*GOAL OF THE EXERCISE*
Every record should be copied exactly, except that pictures are to be omitted.

━━━━━━━━━━━━━━━━━━━━━━━━━━━━━━

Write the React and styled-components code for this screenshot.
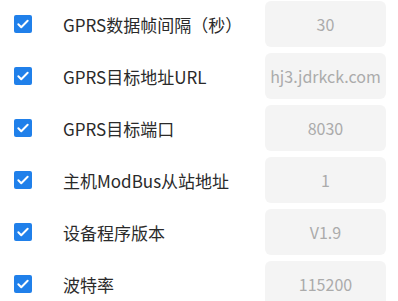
import React from 'react';
import styled, {createGlobalStyle} from 'styled-components';

let GlobalStyle = createGlobalStyle`
    body {
        margin: 0;
        background: #ffffff;
        font-family: "Noto Sans CJK SC", "Noto Sans", sans-serif;
    }
`;

let List = styled.div`
    padding-top: 1px;
    display: flex;
    flex-direction: column;
    gap: 6px;
`;

let Row = styled.div`
    display: flex;
    align-items: center;
    height: 46px;
`;

let Check = styled.span`
    width: 18px;
    height: 18px;
    margin-left: 14px;
    border-radius: 2px;
    background: #2080ea;
    display: flex;
    align-items: center;
    justify-content: center;
    flex-shrink: 0;
`;

let Label = styled.div`
    flex: 1;
    margin-left: 31px;
    font-size: 17px;
    color: #2a2a2a;
    white-space: nowrap;
`;

let Value = styled.div`
    width: 121px;
    height: 46px;
    margin-right: 12px;
    border-radius: 6px;
    background: #f4f4f4;
    color: #ababab;
    font-size: 16px;
    display: flex;
    align-items: center;
    justify-content: center;
    white-space: nowrap;
    overflow: hidden;
`;

let rows = [
    {label: 'GPRS数据帧间隔（秒）', value: '30'},
    {label: 'GPRS目标地址URL', value: 'hj3.jdrkck.com'},
    {label: 'GPRS目标端口', value: '8030'},
    {label: '主机ModBus从站地址', value: '1'},
    {label: '设备程序版本', value: 'V1.9'},
    {label: '波特率', value: '115200'},
];

function Tick() {
    return (
        <svg width="14" height="14" viewBox="0 0 24 24">
            <path d="M4 12.5l5 5L20 6.5" fill="none" stroke="#fff" strokeWidth="3.4"
                  strokeLinecap="round" strokeLinejoin="round"/>
        </svg>
    );
}

export default function App() {
    return (
        <>
            <GlobalStyle/>
            <List>
                {rows.map(r => (
                    <Row key={r.label}>
                        <Check><Tick/></Check>
                        <Label>{r.label}</Label>
                        <Value>{r.value}</Value>
                    </Row>
                ))}
            </List>
        </>
    );
}
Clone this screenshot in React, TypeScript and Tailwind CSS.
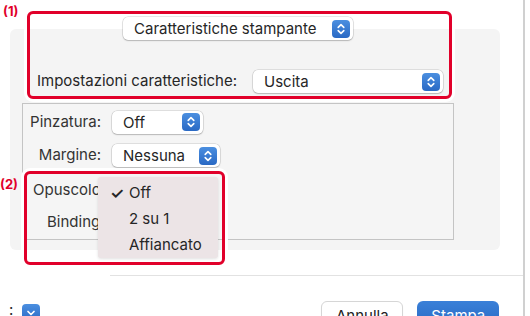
import React from "react";

const Stepper = () => (
    <span className="w-[18px] h-[18px] rounded-[4px] bg-gradient-to-b from-[#4b8fe0] to-[#2a69c4] flex items-center justify-center shrink-0">
        <svg width="18" height="18" viewBox="0 0 18 18" fill="none">
            <path d="M6.2 7.4 L9 4.6 L11.8 7.4" stroke="white" strokeWidth="1.6" strokeLinecap="round" strokeLinejoin="round" />
            <path d="M6.2 10.6 L9 13.4 L11.8 10.6" stroke="white" strokeWidth="1.6" strokeLinecap="round" strokeLinejoin="round" />
        </svg>
    </span>
);

const Popup = ({ label, className }: { label: string; className: string }) => (
    <div
        className={`h-[23px] shrink-0 rounded-[5px] bg-white shadow-[0_0_0_0.5px_rgba(0,0,0,0.18),0_1px_1.5px_rgba(0,0,0,0.18)] flex items-center pl-[11px] pr-[3px] ${className}`}
    >
        <span className="flex-1 text-[15px] leading-none text-[#262626]">{label}</span>
        <Stepper />
    </div>
);

const App = () => {
    return (
        <div className="w-[530px] h-[316px] bg-white flex overflow-hidden font-['Inter',Arial,sans-serif] text-[#262626]">
            <div className="w-[523px] relative flex flex-col pt-[29px]">
                {/* main panel */}
                <div className="shrink-0 ml-[10px] w-[490px] h-[221px] rounded-[6px] bg-[#f4f4f4] flex flex-col">
                    <Popup label="Caratteristiche stampante" className="-mt-[12px] ml-[113px] w-[230px]" />

                    <div className="shrink-0 mt-[30px] flex items-center h-[23px]">
                        <span className="ml-[27px] w-[216px] text-[15px]">Impostazioni caratteristiche:</span>
                        <Popup label="Uscita" className="w-[190px]" />
                    </div>

                    <div className="shrink-0 mt-[10px] ml-[12px] w-[432px] h-[137px] border border-[#c4c4c4] bg-[#f5f5f5] flex flex-col pt-[6px]">
                        <div className="shrink-0 flex items-center h-[24px]">
                            <span className="w-[78px] text-right text-[15px] text-[#333]">Pinzatura:</span>
                            <Popup label="Off" className="ml-[11px] w-[91px]" />
                        </div>
                        <div className="shrink-0 mt-[10px] flex items-center h-[23px]">
                            <span className="w-[78px] text-right text-[15px] text-[#333]">Margine:</span>
                            <Popup label="Nessuna" className="ml-[11px] w-[108px]" />
                        </div>
                        <div className="shrink-0 mt-[11px] flex items-center h-[24px]">
                            <span className="ml-[10px] text-[15px] text-[#333]">Opuscolo</span>
                        </div>
                        <div className="shrink-0 mt-[8px] flex items-center h-[24px]">
                            <span className="ml-[24px] text-[15px] text-[#333]">Binding</span>
                        </div>
                    </div>
                </div>

                <div className="shrink-0 mt-[25px] ml-[110px] h-px bg-[#e2e2e2]" />

                <div className="shrink-0 mt-[25px] flex items-start">
                    <span className="ml-[9px] mt-[1px] text-[15px] leading-none">:</span>
                    <span className="ml-[9px] mt-[3px] w-[18px] h-[18px] rounded-[4px] bg-gradient-to-b from-[#4b8fe0] to-[#2a69c4] flex items-center justify-center">
                        <svg width="18" height="18" viewBox="0 0 18 18" fill="none">
                            <path d="M6 7.5 L9 10.5 L12 7.5" stroke="white" strokeWidth="1.7" strokeLinecap="round" strokeLinejoin="round" />
                        </svg>
                    </span>
                    <button className="ml-[281px] w-[82px] h-[24px] rounded-[6px] bg-white border border-[#d6d6d6] shadow-[0_1px_1px_rgba(0,0,0,0.08)] text-[15px] text-[#222] leading-none pt-[5px]">
                        Annulla
                    </button>
                    <button className="ml-[14px] w-[82px] h-[24px] rounded-[6px] bg-gradient-to-b from-[#3a80d8] to-[#2a6cc6] text-[15px] text-white leading-none pt-[5px]">
                        Stampa
                    </button>
                </div>

                {/* annotation 1 */}
                <span className="absolute left-[3px] top-[2px] text-[13px] font-bold text-[#e1002a]">(1)</span>
                <div className="absolute left-[27px] top-[11px] w-[425px] h-[88px] rounded-[6px] border-[3px] border-[#e1002a] shadow-[0_0_0_3px_white]" />

                {/* annotation 2 */}
                <span className="absolute left-[0px] top-[175px] text-[13px] font-bold text-[#e1002a]">(2)</span>
                <div className="absolute left-[24px] top-[171px] w-[201px] h-[94px] rounded-[6px] border-[3px] border-[#e1002a] shadow-[0_0_0_3px_white]" />

                {/* popup menu */}
                <div className="absolute left-[98px] top-[177px] w-[120px] h-[81px] bg-[#ece4e6] rounded-[3px] shadow-[0_1px_3px_rgba(0,0,0,0.12)] flex flex-col pt-[3px] text-[15px] text-[#262626]">
                    <div className="h-[27px] flex items-center">
                        <span className="w-[31px] pl-[12px] text-[16px] font-semibold">✓</span>
                        <span>Off</span>
                    </div>
                    <div className="h-[26px] flex items-center pl-[31px]">2 su 1</div>
                    <div className="h-[26px] flex items-center pl-[31px]">Affiancato</div>
                </div>
            </div>
            <div className="w-[2px] bg-[#d0d0d0]" />
            <div className="flex-1 bg-white" />
        </div>
    );
};

export default App;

━━━━━━━━━━━━━━━━━━━━━━━━━━━━━━

*RESPONSE TO THIS EXERCISE*
Write the React and styled-components code for this screenshot.
import React from 'react';
import styled, {createGlobalStyle} from 'styled-components';

let GlobalStyle = createGlobalStyle`
    body {
        margin: 0;
        background: #ffffff;
        font-family: "Noto Sans CJK SC", "Noto Sans", sans-serif;
    }
`;

let List = styled.div`
    padding-top: 1px;
    display: flex;
    flex-direction: column;
    gap: 6px;
`;

let Row = styled.div`
    display: flex;
    align-items: center;
    height: 46px;
`;

let Check = styled.span`
    width: 18px;
    height: 18px;
    margin-left: 14px;
    border-radius: 2px;
    background: #2080ea;
    display: flex;
    align-items: center;
    justify-content: center;
    flex-shrink: 0;
`;

let Label = styled.div`
    flex: 1;
    margin-left: 31px;
    font-size: 17px;
    color: #2a2a2a;
    white-space: nowrap;
`;

let Value = styled.div`
    width: 121px;
    height: 46px;
    margin-right: 12px;
    border-radius: 6px;
    background: #f4f4f4;
    color: #ababab;
    font-size: 16px;
    display: flex;
    align-items: center;
    justify-content: center;
    white-space: nowrap;
    overflow: hidden;
`;

let rows = [
    {label: 'GPRS数据帧间隔（秒）', value: '30'},
    {label: 'GPRS目标地址URL', value: 'hj3.jdrkck.com'},
    {label: 'GPRS目标端口', value: '8030'},
    {label: '主机ModBus从站地址', value: '1'},
    {label: '设备程序版本', value: 'V1.9'},
    {label: '波特率', value: '115200'},
];

function Tick() {
    return (
        <svg width="14" height="14" viewBox="0 0 24 24">
            <path d="M4 12.5l5 5L20 6.5" fill="none" stroke="#fff" strokeWidth="3.4"
                  strokeLinecap="round" strokeLinejoin="round"/>
        </svg>
    );
}

export default function App() {
    return (
        <>
            <GlobalStyle/>
            <List>
                {rows.map(r => (
                    <Row key={r.label}>
                        <Check><Tick/></Check>
                        <Label>{r.label}</Label>
                        <Value>{r.value}</Value>
                    </Row>
                ))}
            </List>
        </>
    );
}
Clone this screenshot in React, TypeScript and Tailwind CSS.
import React from "react";

const Stepper = () => (
    <span className="w-[18px] h-[18px] rounded-[4px] bg-gradient-to-b from-[#4b8fe0] to-[#2a69c4] flex items-center justify-center shrink-0">
        <svg width="18" height="18" viewBox="0 0 18 18" fill="none">
            <path d="M6.2 7.4 L9 4.6 L11.8 7.4" stroke="white" strokeWidth="1.6" strokeLinecap="round" strokeLinejoin="round" />
            <path d="M6.2 10.6 L9 13.4 L11.8 10.6" stroke="white" strokeWidth="1.6" strokeLinecap="round" strokeLinejoin="round" />
        </svg>
    </span>
);

const Popup = ({ label, className }: { label: string; className: string }) => (
    <div
        className={`h-[23px] shrink-0 rounded-[5px] bg-white shadow-[0_0_0_0.5px_rgba(0,0,0,0.18),0_1px_1.5px_rgba(0,0,0,0.18)] flex items-center pl-[11px] pr-[3px] ${className}`}
    >
        <span className="flex-1 text-[15px] leading-none text-[#262626]">{label}</span>
        <Stepper />
    </div>
);

const App = () => {
    return (
        <div className="w-[530px] h-[316px] bg-white flex overflow-hidden font-['Inter',Arial,sans-serif] text-[#262626]">
            <div className="w-[523px] relative flex flex-col pt-[29px]">
                {/* main panel */}
                <div className="shrink-0 ml-[10px] w-[490px] h-[221px] rounded-[6px] bg-[#f4f4f4] flex flex-col">
                    <Popup label="Caratteristiche stampante" className="-mt-[12px] ml-[113px] w-[230px]" />

                    <div className="shrink-0 mt-[30px] flex items-center h-[23px]">
                        <span className="ml-[27px] w-[216px] text-[15px]">Impostazioni caratteristiche:</span>
                        <Popup label="Uscita" className="w-[190px]" />
                    </div>

                    <div className="shrink-0 mt-[10px] ml-[12px] w-[432px] h-[137px] border border-[#c4c4c4] bg-[#f5f5f5] flex flex-col pt-[6px]">
                        <div className="shrink-0 flex items-center h-[24px]">
                            <span className="w-[78px] text-right text-[15px] text-[#333]">Pinzatura:</span>
                            <Popup label="Off" className="ml-[11px] w-[91px]" />
                        </div>
                        <div className="shrink-0 mt-[10px] flex items-center h-[23px]">
                            <span className="w-[78px] text-right text-[15px] text-[#333]">Margine:</span>
                            <Popup label="Nessuna" className="ml-[11px] w-[108px]" />
                        </div>
                        <div className="shrink-0 mt-[11px] flex items-center h-[24px]">
                            <span className="ml-[10px] text-[15px] text-[#333]">Opuscolo</span>
                        </div>
                        <div className="shrink-0 mt-[8px] flex items-center h-[24px]">
                            <span className="ml-[24px] text-[15px] text-[#333]">Binding</span>
                        </div>
                    </div>
                </div>

                <div className="shrink-0 mt-[25px] ml-[110px] h-px bg-[#e2e2e2]" />

                <div className="shrink-0 mt-[25px] flex items-start">
                    <span className="ml-[9px] mt-[1px] text-[15px] leading-none">:</span>
                    <span className="ml-[9px] mt-[3px] w-[18px] h-[18px] rounded-[4px] bg-gradient-to-b from-[#4b8fe0] to-[#2a69c4] flex items-center justify-center">
                        <svg width="18" height="18" viewBox="0 0 18 18" fill="none">
                            <path d="M6 7.5 L9 10.5 L12 7.5" stroke="white" strokeWidth="1.7" strokeLinecap="round" strokeLinejoin="round" />
                        </svg>
                    </span>
                    <button className="ml-[281px] w-[82px] h-[24px] rounded-[6px] bg-white border border-[#d6d6d6] shadow-[0_1px_1px_rgba(0,0,0,0.08)] text-[15px] text-[#222] leading-none pt-[5px]">
                        Annulla
                    </button>
                    <button className="ml-[14px] w-[82px] h-[24px] rounded-[6px] bg-gradient-to-b from-[#3a80d8] to-[#2a6cc6] text-[15px] text-white leading-none pt-[5px]">
                        Stampa
                    </button>
                </div>

                {/* annotation 1 */}
                <span className="absolute left-[3px] top-[2px] text-[13px] font-bold text-[#e1002a]">(1)</span>
                <div className="absolute left-[27px] top-[11px] w-[425px] h-[88px] rounded-[6px] border-[3px] border-[#e1002a] shadow-[0_0_0_3px_white]" />

                {/* annotation 2 */}
                <span className="absolute left-[0px] top-[175px] text-[13px] font-bold text-[#e1002a]">(2)</span>
                <div className="absolute left-[24px] top-[171px] w-[201px] h-[94px] rounded-[6px] border-[3px] border-[#e1002a] shadow-[0_0_0_3px_white]" />

                {/* popup menu */}
                <div className="absolute left-[98px] top-[177px] w-[120px] h-[81px] bg-[#ece4e6] rounded-[3px] shadow-[0_1px_3px_rgba(0,0,0,0.12)] flex flex-col pt-[3px] text-[15px] text-[#262626]">
                    <div className="h-[27px] flex items-center">
                        <span className="w-[31px] pl-[12px] text-[16px] font-semibold">✓</span>
                        <span>Off</span>
                    </div>
                    <div className="h-[26px] flex items-center pl-[31px]">2 su 1</div>
                    <div className="h-[26px] flex items-center pl-[31px]">Affiancato</div>
                </div>
            </div>
            <div className="w-[2px] bg-[#d0d0d0]" />
            <div className="flex-1 bg-white" />
        </div>
    );
};

export default App;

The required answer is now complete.